Purdue University can put a refrigerator in the palm of your hand.

Researchers at the university's mechanical engineering department are testing out "microchannel heat sinks" that could cool components inside lasers, weapons or future computers with a series of channels filled with chilled, circulating fluids.

The newfangled heat sinks only take up about 1 square inch of space, meaning that several could fit into tight spaces to draw away heat. The channels inside the device that carry the liquid measure about 300 microns in diameter.

Microfluidics--making chips, or chip-sized devices, with small coils for circulating liquid--is moving from a futuristic curiosity toward a compelling potential market.

ST Microelectronics, Intel and Pria Diagnostics have created microfluidic chips for preparing patient biological samples that could replace today's expensive lab procedures and equipment.

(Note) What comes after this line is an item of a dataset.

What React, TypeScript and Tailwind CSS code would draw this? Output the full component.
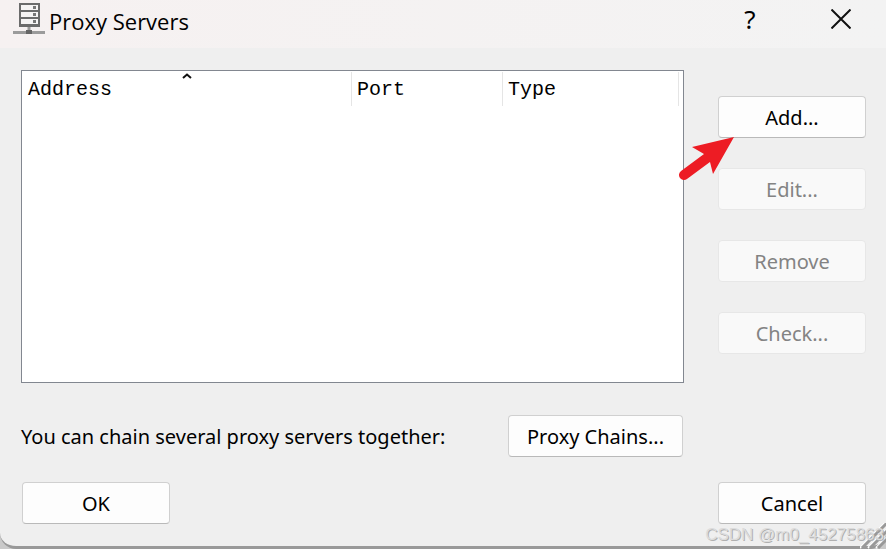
import type { ReactNode } from "react";

const uiFont = "font-['Tahoma','Noto_Sans',sans-serif]";

type DialogButtonProps = { children: ReactNode; width?: string; disabled?: boolean };

function DialogButton({ children, width = "w-[148px]", disabled = false }: DialogButtonProps) {
  return (
    <button
      type="button"
      disabled={disabled}
      className={`${width} h-[42px] shrink-0 rounded border border-[#d0d0d0] border-b-[#b9b9b9] bg-[#fdfdfd] pt-0.5 text-xl leading-7 whitespace-nowrap text-black disabled:border-[#e7e7e7] disabled:bg-[#f9f9f9] disabled:text-[#838383]`}
    >
      {children}
    </button>
  );
}

function ServerIcon() {
  return (
    <svg viewBox="0 0 32 32" className="h-8 w-8 shrink-0" aria-hidden="true">
      <rect x="6" y="0" width="21" height="24" fill="#6b6b6b" />
      <rect x="8" y="2" width="17" height="5" fill="#f6f4f4" />
      <rect x="8" y="9" width="17" height="5" fill="#f6f4f4" />
      <rect x="8" y="16" width="17" height="5" fill="#f6f4f4" />
      <path d="M20 4.5h3M20 11.5h3M20 18.5h3" stroke="#777" strokeWidth="3" />
      <path d="M16 24v4" stroke="#999" strokeWidth="3" />
      <path d="M0 29.5h32" stroke="#9b9b9b" strokeWidth="3" />
      <rect x="13" y="27" width="6" height="4" fill="#666" />
    </svg>
  );
}

function PointerArrow() {
  return (
    <svg
      viewBox="0 0 58 46"
      className="pointer-events-none absolute top-10 -left-10 h-[46px] w-[58px]"
      aria-hidden="true"
    >
      <path d="M6 39L29 22" stroke="#ed1c24" strokeWidth="10" strokeLinecap="round" />
      <path d="M56 1L14 11L26 18L32 26L35 38Z" fill="#ed1c24" />
    </svg>
  );
}

export default function App() {
  return (
    <div className={`${uiFont} relative bg-[#c9c9c9] text-black`}>
      <main className="overflow-hidden rounded-b-2xl border-b-[3px] border-[#999] bg-[#efefef]">
        <header className="flex h-12 items-start bg-linear-to-r from-[#f6f1f1] to-[#f3f3f3] pt-[3px] pr-[33px] pl-[13px]">
          <ServerIcon />
          <h1 className="ml-1 flex-1 font-['Segoe_UI','Open_Sans',sans-serif] text-[22px] leading-9">
            Proxy Servers
          </h1>
          <button type="button" aria-label="Help" className="mr-[69px] w-5 font-['Segoe_UI','Noto_Sans',sans-serif] text-[26px] leading-8">
            ?
          </button>
          <button type="button" aria-label="Close" className="mt-1 flex h-6 w-6 items-center justify-center">
            <svg viewBox="0 0 20 20" className="h-5 w-5" aria-hidden="true">
              <path d="M0.5 0.5L19.5 19.5M19.5 0.5L0.5 19.5" stroke="#111" strokeWidth="2" />
            </svg>
          </button>
        </header>

        <div className="pt-[22px] pr-5 pb-[22px] pl-[21px]">
          <div className="flex gap-[34px]">
            <div className="h-[313px] flex-1 border border-[#828790] bg-white pt-px pr-1">
              <table className="w-full table-fixed border-separate border-spacing-0 text-left font-['Liberation_Mono',monospace] text-xl leading-8">
                <thead>
                  <tr>
                    <th scope="col" className="relative h-[34px] border-r border-[#e5e5e5] p-0 pt-0.5 pl-1.5 font-normal">
                      <svg viewBox="0 0 10 6" className="absolute top-px left-1/2 h-1.5 w-2.5 -translate-x-1/2" aria-hidden="true">
                        <path d="M1 5L5 1.5L9 5" fill="none" stroke="#111" strokeWidth="2" />
                      </svg>
                      Address
                    </th>
                    <th scope="col" className="w-[151px] border-r border-[#e5e5e5] p-0 pt-0.5 pl-[5px] font-normal">Port</th>
                    <th scope="col" className="w-[176px] border-r border-[#e5e5e5] p-0 pt-0.5 pl-[5px] font-normal">Type</th>
                  </tr>
                </thead>
              </table>
            </div>
            <div className="flex flex-col gap-[30px] pt-[26px]">
              <div className="relative flex">
                <DialogButton>Add...</DialogButton>
                <PointerArrow />
              </div>
              <DialogButton disabled>Edit...</DialogButton>
              <DialogButton disabled>Remove</DialogButton>
              <DialogButton disabled>Check...</DialogButton>
            </div>
          </div>

          <div className="mt-8 flex items-center justify-between pr-[183px]">
            <p className="pt-0.5 text-xl leading-7 whitespace-nowrap">You can chain several proxy servers together:</p>
            <DialogButton width="w-[175px]">Proxy Chains...</DialogButton>
          </div>

          <div className="mt-[25px] flex justify-between pl-px">
            <DialogButton>OK</DialogButton>
            <DialogButton>Cancel</DialogButton>
          </div>
        </div>
      </main>

      <svg viewBox="0 0 26 26" className="absolute right-0 bottom-0 h-[26px] w-[26px]" aria-hidden="true">
        <path d="M0 25L26 -1M8 25L26 7M16 25L26 15" stroke="#fff" strokeWidth="2" />
        <path d="M2 25L27 0M10 25L27 8M18 25L27 16" stroke="#999" strokeWidth="3" />
      </svg>
      <span className="absolute right-0.5 bottom-0.5 font-['Liberation_Sans',sans-serif] text-[17px] leading-6 whitespace-nowrap text-[#dcdcdc] [text-shadow:1px_1px_0_#b0b0b0]">
        CSDN @m0_45275863
      </span>
    </div>
  );
}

"Some of these microfluidic devices are little chemistry laboratories on a chip," said Intel co-founder Gordon Moore in a recent interview.

Purdue's heat sinks work like refrigerator coils. Cool liquid circulates toward a hot spot, absorbs heat, and then leaves, only to circulate back after a trip through a compressor. (Using a similar technology but in a very different way, Boston Microsystems has created a chip with microchannels that can heat up to 1,100 Celsius in 1/1,000th of a second)

One of the challenges in the Purdue project was that materials behave differently inside a small device. Fluids flow differently in microchannels than they do in larger tubing, and bubbles form differently, which changes how heat is dissipated.

"You have to design new systems to pump coolants through these microchannels and develop new mathematical tools to predict how well designs will perform," Issam Mudawar, a professor of mechanical engineering said in a statement.

Removing heat from PCs has become a major problem for chipmakers and PC manufacturers. The latest Apple G5 desktop comes with a liquid cooling system. However, the system adds about $50 to the cost of a computer, said Dan Hutcheson, CEO of market research company VLSI Research. Start-up Cooligy is creating a similar system for PCs that use chips from Intel and Advanced Micro Devices.